= Awesome (band) =

American band

"Awesome" is a seven member band from Seattle Washington, self-described as "Part band, part art collective." The quotation marks are part of the name. The members of the band are: John Osebold, John Ackermann, Kirk Anderson, Basil Harris, Evan Mosher, David Nixon and Rob Witmer.

Although they rejected the "rock band" label, Lane Czaplinski, artistic director of On the Boards remarked, "If they are not rock musicians, there is rock payoff." Czaplinski has compared them to Polyphonic Spree.

"Awesome" began as a cabaret act thrown together by seven experienced fringe theater actors. Although they continued to perform in theatrical venues, their identity as a band and cabaret act eclipsed their status as actors. Around October 2003, several future members of "Awesome" played together in a They Might Be Giants tribute to raise money for Seattle's Open Circle Theater.

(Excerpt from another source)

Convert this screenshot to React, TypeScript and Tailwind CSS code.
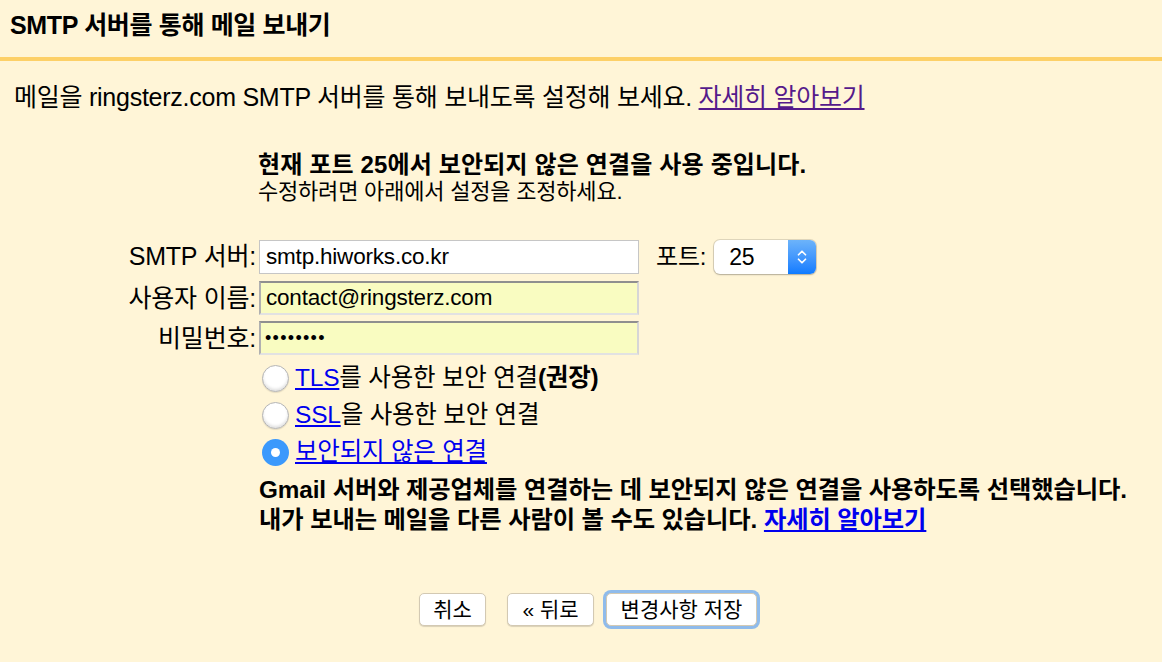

Their very first performance under the name "Awesome" (with just Ackermann, Mosher, Nixon, and Osebold) was in Seattle at Annex Theater's monthly cabaret "Spin the Bottle" On February 6, 2004, and their first full-septet performance as "Awesome" was in the Jewelbox theater at Belltown bar the Rendezvous on June 30, 2004. Brendan Kiley of Seattle weekly The Stranger described that performance over a decade later and how a "privately-skeptical-but-here-to-be-supportive" audience were soon in "a state of shock" from how good the songs were, "sophisticatedly crisp and architectural while staying warm and invitingly poppy."

Their first major production was Delaware (first a multi-media stage production and later an album). Gigs as a band included performing on bills with Harvey Danger, A. C. Newman, U.S.E., The Presidents of the United States of America, and The Long Winters. They also performed at the Sasquatch! Music Festival, and did a large-scale 2010 production West at On the Boards.

Band member David Nixon is a philosophy professor at the University of Washington, Bothell. Band member Rob Witmer (accordion, clarinet, sax, bells) is a composer and sound designer for theater productions. Band member John Osebold, who writes most of the band's songs, won a 2011 Stranger Genius Award.

Many of the group's theatrical pieces are non-narrative or have only minimal, non-linear narratives. For example, No Signal (2006) was described by Seattle Times reviewer Brangien Davis as "addressing, among other topics, technical difficulties, recurring dreams, cell death, regeneration and bees."